Die Beziehungen zu unserem Nachbarn Frankreich waren Wolfgang Schäuble eine besondere Herzensangelegenheit. Seinem Einsatz verdanken wir es, dass der Deutsche Bundestag und die französische Nationalversammlung durch eine Parlamentarische Versammlung verbunden sind. 

Bis zum Schluss hatte Wolfgang Schäubles Wort großes Gewicht - und das über alle Fraktionsgrenzen hinweg. Am 15. Dezember 2022 hielt er seine letzte Rede hier im Plenarsaal. Er blickte auf 50 Jahre als Abgeordneter zurück und ordnete die Krisen der Gegenwart ein. Im Kern rief er uns zu: Habt nur Mut, die Zukunft zu gestalten! 

In einem seiner letzten Interviews sagte Wolfgang Schäuble: Abgeordneter zu sein - das ist „ein großes Privileg“. - Ich spreche sicher für das ganze Haus, wenn ich sage: Es war ein Privileg, Wolfgang Schäuble als Kollegen erlebt zu haben. Er wird uns fehlen.

Liebe Kolleginnen und Kollegen, am 22. Januar findet hier im Deutschen Bundestag ein Trauerstaatsakt statt. An diesem Staatsakt nehmen die Verfassungsorgane sowie Weggefährten, Freundinnen und Freunde sowie die Familie von Wolfgang Schäuble teil.

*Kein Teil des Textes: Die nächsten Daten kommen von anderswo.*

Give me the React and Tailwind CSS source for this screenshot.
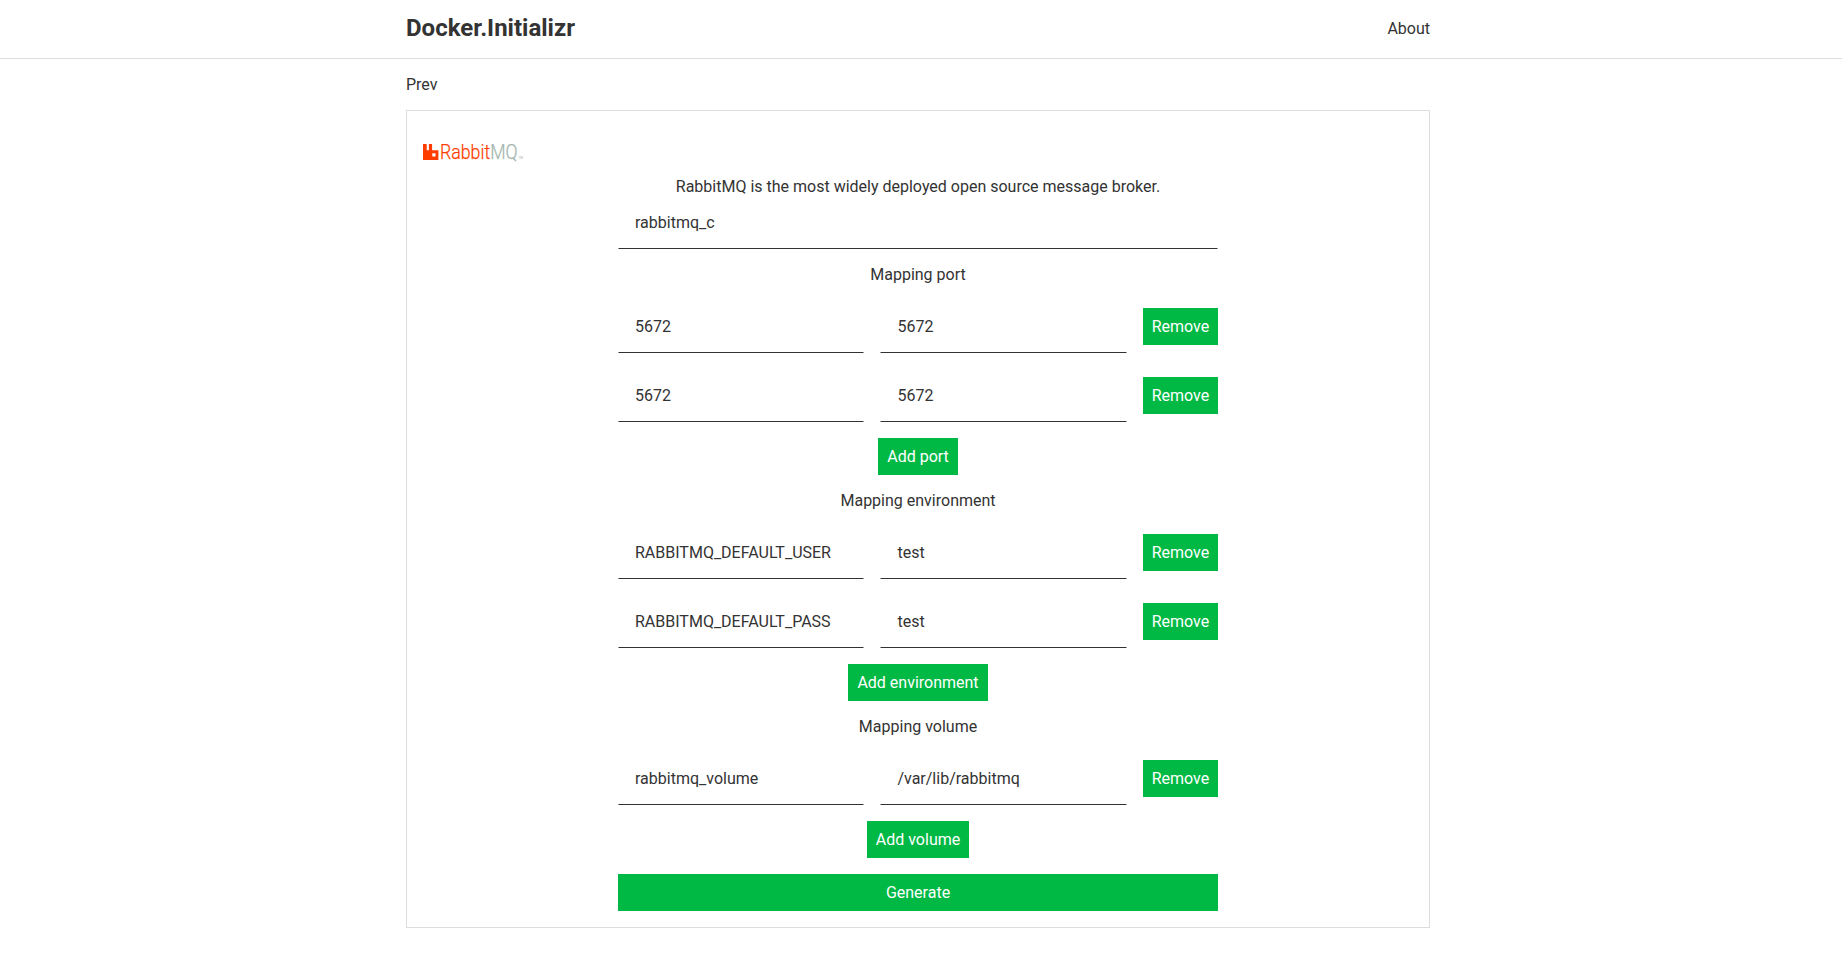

Ich lade Sie auch hier und heute sehr herzlich dazu ein. 

Für uns alle war Wolfgang Schäuble gefühlt schon immer da. Für viele war er ein Vorbild, das immer bleibt. Für Sie, sehr geehrter Herr Merz, war er ein Freund. Ich bin sehr dankbar, dass Sie beim Staatsakt eine Rede halten werden. 

Der zweite Trauerredner wird Frankreichs Staatspräsident Emmanuel Macron sein. Auch dafür bin ich sehr dankbar. Diese besondere Geste würdigt die Lebensleistung eines großen Europäers und unterstreicht die Verdienste von Wolfgang Schäuble für die deutsch-französische Freundschaft.

Liebe Kolleginnen und Kollegen, ich bitte Sie, sich im Gedenken an einen großen Demokraten und Staatsmann für eine Gedenkminute von Ihren Plätzen zu erheben.